Saturday morning was perfect. Paula and I stayed in bed with SoPita (our cat, she's ridiculous) and just talked about how happy we are. We went to the park. Read a book together. It was one of those mornings where you're like, yeah, this is the whole point.
Then I went back to my computer.
And I didn't come back.
Saturday night I was still debugging. Sunday too. The keyboard dictation bug kept peeling back layers and I kept telling myself "one more fix." You know how that goes. One more fix turns into four hours turns into Paula watching a show alone while you're in the other room muttering at Xcode.
I wrote this in my journal that week: "When I can't get things to work it makes me feel bad about myself." Which is dramatic. But also honest. There's something about staring at a bug for hours that makes you question everything. Not just your code. Your whole decision to do this.
But here's what actually got me through it.
Claude Code. I'm not saying that to be a shill. I'm saying it because it's true. I used Claude to build the EV scorecard in the first place. That's what gave me the clarity to know the iOS app was the move. Then I used it to diagnose the bugs, figure out why Apple was blocking auto-return, generate App Store screenshots with real Apple device bezels, and even build a one-pager for a financial advisor meeting I have this week. When you're solo, you don't have a CTO to debug with you at midnight. You don't have a designer to make your screenshots look professional. You don't have a sales team building pitch decks. Claude Code was all of those people for me last week. And honestly it's the only reason I didn't lose my mind.
Tuesday I submitted the app to the App Store. Five days. Solo.
And the same day I submitted, a financial advisor DM'd me on LinkedIn asking about compliance. "Have any other advisors used it? I could see there being an issue if Mumbl stores client data."
I had the perfect answer. Because Mumbl doesn't store anything. No audio, no text, nothing hits a server. Everything runs on your device. I told him the only way his data is getting sent anywhere is if he sends it himself. He loved that. Said he can't wait to use it.
Three meetings booked this week. A coffee with another advisor on Friday. A Zoom with a founder. A networking call Wednesday. Zero paying users still. But momentum that feels different than before.
Here's the part I keep coming back to though.
The best moment of my week wasn't submitting the app. It wasn't the financial advisor conversation. It wasn't any of the "wins."
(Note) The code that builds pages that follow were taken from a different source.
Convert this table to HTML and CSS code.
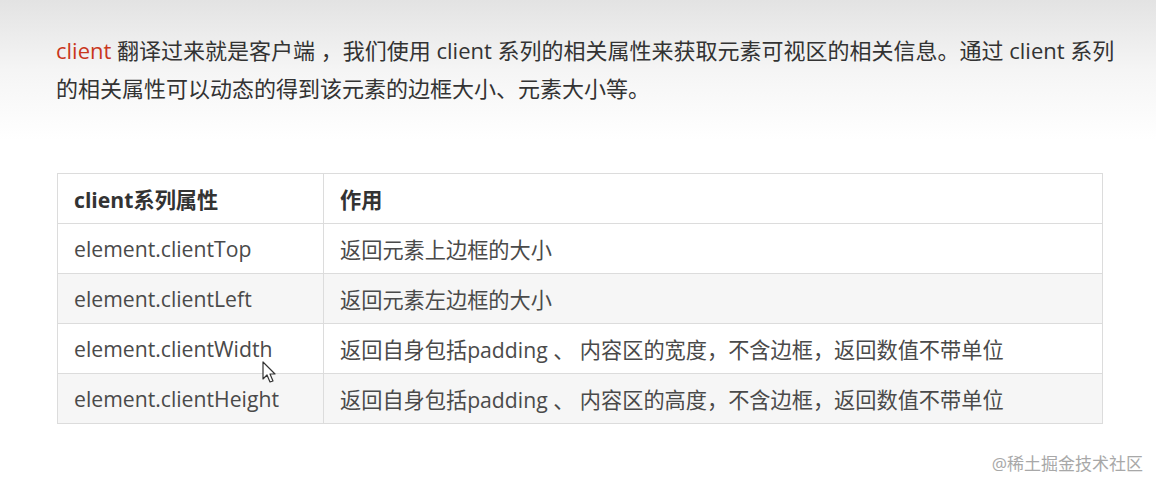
FILE: index.html
```html
<!DOCTYPE html>
<html>

<head>
    <meta charset="UTF-8">
    <title>client 系列</title>
    <!-- Styles  -->
    <link rel="stylesheet" href="styles.css">
</head>

<body>
    <div class="page">
        <p class="intro"><span class="hl">client</span> 翻译过来就是客户端 ，我们使用 client 系列的相关属性来获取元素可视区的相关信息。通过 client 系列的相关属性可以动态的得到该元素的边框大小、元素大小等。</p>

        <table class="props">
            <tr>
                <th class="col-name">client系列属性</th>
                <th>作用</th>
            </tr>
            <tr>
                <td>element.clientTop</td>
                <td>返回元素上边框的大小</td>
            </tr>
            <tr>
                <td>element.clientLeft</td>
                <td>返回元素左边框的大小</td>
            </tr>
            <tr>
                <td>element.clientWidth</td>
                <td>返回自身包括padding 、 内容区的宽度，不含边框，返回数值不带单位</td>
            </tr>
            <tr>
                <td>element.clientHeight</td>
                <td>返回自身包括padding 、 内容区的高度，不含边框，返回数值不带单位</td>
            </tr>
        </table>

        <!-- mouse pointer -->
        <svg class="cursor" width="16" height="24" viewBox="0 0 16 24">
            <path d="M1 1 L1 18 L5 14 L8 21 L11 20 L8 13 L13 13 Z" fill="#fff" stroke="#333" stroke-width="1.2" stroke-linejoin="round"/>
        </svg>

        <div class="mark">@稀土掘金技术社区</div>
    </div>
</body>

</html>
```

FILE: styles.css
```css
html,
body {
    margin: 0;
    height: 100%;
}

body {
    background: linear-gradient(to bottom, #e3e3e3 0px, #f5f5f5 70px, #ffffff 140px);
    font-family: "Open Sans", "Noto Sans CJK SC", sans-serif;
    color: #333;
    overflow: hidden;
}

.page {
    position: relative;
    height: 100%;
    padding: 31px 36px 0 56px;
    box-sizing: border-box;
}

.intro {
    margin: 0;
    font-size: 22px;
    line-height: 38px;
    color: #333;
}

.hl {
    color: #c9371c;
}

.props {
    margin-top: 66px;
    margin-left: 1px;
    width: 1046px;
    border-collapse: collapse;
    font-size: 21.2px;
    color: #4a4a4a;
}

.props th,
.props td {
    border: 1px solid #dcdcdc;
    text-align: left;
    padding: 0 16px;
    height: 49px;
    font-weight: normal;
}

.props th {
    font-weight: bold;
    color: #333;
    background: #fff;
}

.props .col-name {
    width: 233px;
}

.props tr:nth-child(odd) td {
    background: #f6f6f6;
}

.props tr:nth-child(even) td {
    background: #fff;
}

.cursor {
    position: absolute;
    left: 262px;
    top: 361px;
}

.mark {
    position: absolute;
    right: 13px;
    top: 450px;
    font-size: 17px;
    color: #a8a8a8;
}
```
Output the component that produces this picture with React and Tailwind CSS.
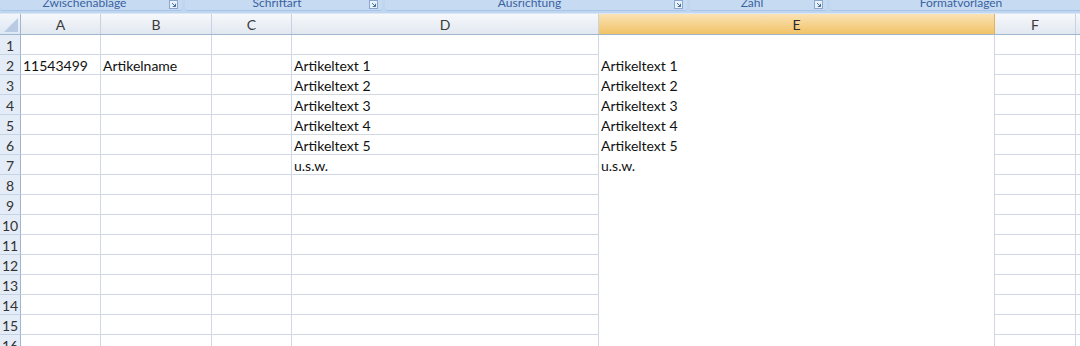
import React from "react";

const COLS = [
  { key: "A", w: 80 },
  { key: "B", w: 111 },
  { key: "C", w: 80 },
  { key: "D", w: 307 },
  { key: "E", w: 396 },
  { key: "F", w: 81 },
  { key: "G", w: 80 },
];

const GROUPS = [
  { label: "Zwischenablage", w: 182, launcher: true },
  { label: "Schriftart", w: 197, launcher: true },
  { label: "Ausrichtung", w: 302, launcher: true },
  { label: "Zahl", w: 137, launcher: true },
  { label: "Formatvorlagen", w: 262, launcher: false },
];

const DATA = {
  2: { A: "11543499", B: "Artikelname", D: "Artikeltext 1", E: "Artikeltext 1" },
  3: { D: "Artikeltext 2", E: "Artikeltext 2" },
  4: { D: "Artikeltext 3", E: "Artikeltext 3" },
  5: { D: "Artikeltext 4", E: "Artikeltext 4" },
  6: { D: "Artikeltext 5", E: "Artikeltext 5" },
  7: { D: "u.s.w.", E: "u.s.w." },
};

const rows = Array.from({ length: 16 }, (_, i) => i + 1);

function Launcher() {
  return (
    <svg width="9" height="9" viewBox="0 0 9 9" className="shrink-0">
      <rect x="0.5" y="0.5" width="8" height="8" fill="#e9f1fb" stroke="#8aa8cf" />
      <path d="M3 3 L6.5 6.5 M6.5 3.8 V6.5 H3.8" stroke="#4a6f9f" strokeWidth="1" fill="none" />
    </svg>
  );
}

export default function App() {
  return (
    <div
      className="w-[1080px] h-[346px] overflow-hidden bg-white"
      style={{ fontFamily: 'Lato, "Liberation Sans", Arial, sans-serif' }}
    >
      {/* Ribbon group labels */}
      <div className="flex h-[14px] bg-[#bfd6f0] border-b border-[#dbe7f5]">
        {GROUPS.map((g, i) => (
          <div
            key={g.label}
            style={{ width: g.w }}
            className={`relative flex h-[11px] shrink-0 items-end rounded-b-[3px] bg-[#c6dbf2] border-b border-[#a9c4e6] ${
              i === 0 ? "" : "ml-[3px]"
            }`}
          >
            <span className="flex-1 text-center text-[12px] leading-[12px] text-[#3a62a0] -translate-y-[1px]">
              {g.label}
            </span>
            {g.launcher && (
              <div className="mr-[4px] mb-[1px]">
                <Launcher />
              </div>
            )}
          </div>
        ))}
      </div>

      {/* Column headers */}
      <div className="flex h-[21px] border-b border-[#9eb6ce]">
        <div className="relative w-[21px] shrink-0 bg-gradient-to-b from-[#f3f6fb] to-[#dde7f4] border-r border-[#9eb6ce]">
          <svg width="14" height="14" viewBox="0 0 14 14" className="absolute right-[2px] bottom-[2px]">
            <polygon points="14,0 14,14 0,14" fill="#b8cbe3" />
          </svg>
        </div>
        {COLS.map((c) => (
          <div
            key={c.key}
            style={{ width: c.w }}
            className={`flex shrink-0 items-center justify-center border-r text-[14px] pt-[1px] ${
              c.key === "E"
                ? "bg-gradient-to-b from-[#fae2b4] to-[#f2c366] border-[#e1b45a] text-[#2b2b2b]"
                : "bg-gradient-to-b from-[#f6f8fb] to-[#e2e8f1] border-[#c6d2e0] text-[#3b3b3b]"
            }`}
          >
            {c.key}
          </div>
        ))}
      </div>

      {/* Grid rows */}
      {rows.map((r) => (
        <div key={r} className="flex h-[20px]">
          <div className="flex w-[21px] shrink-0 items-center justify-center pt-[1px] bg-[#e4ecf7] border-r border-b border-r-[#9eb6ce] border-b-[#c5d3e4] text-[14px] text-[#333]">
            {r}
          </div>
          {COLS.map((c) => (
            <div
              key={c.key}
              style={{ width: c.w }}
              className={`flex shrink-0 items-center overflow-hidden whitespace-nowrap pl-[2px] pt-[1px] border-r border-[#d0d7e5] text-[14px] text-[#111] ${
                c.key === "E" ? "" : "border-b"
              }`}
            >
              {DATA[r]?.[c.key] || ""}
            </div>
          ))}
        </div>
      ))}
    </div>
  );
}
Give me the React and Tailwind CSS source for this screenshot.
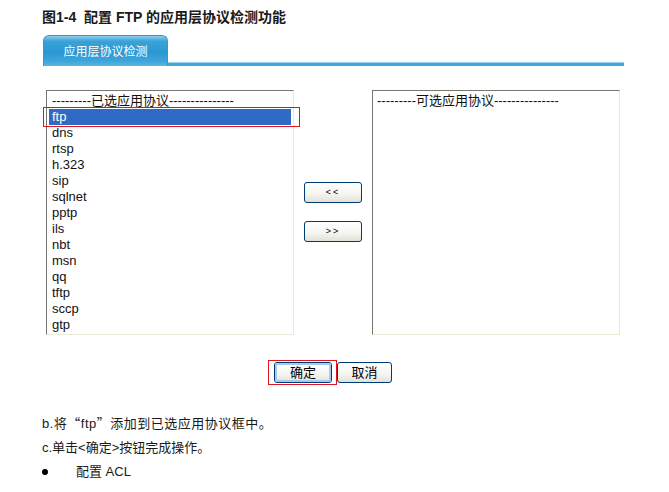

It was Saturday morning in bed with Paula and the cat.
And I almost missed it because I was too busy chasing the next fix.
I got to a point this week where I was pretty broken down. Tired and doubting and running on fumes. And something clicked. I started praying again. Meditating. I just needed it. I needed to stop optimizing and start appreciating.
I don't believe building a business has to be all sacrifice. I actually think it's way more fun than people make it out to be. But the "grind until you make it" thing is a lie if you're grinding past the people who are already there for you. The meetings will come. The revenue will come. But you can't get back the Saturday mornings you weren't present for.
So here's where I'm at. Zero revenue. Three meetings. An iOS app in review. A fiance who believes in me more than I believe in myself sometimes. And a cat who doesn't care about any of it.
If you're building something right now and you're in the messy middle where nothing is working yet but you can feel it getting close, I don't know, maybe try the EV scorecard thing. It helped me more than any motivational video. And maybe also go sit with the person who loves you for 20 minutes without your phone. That helped more than the scorecard.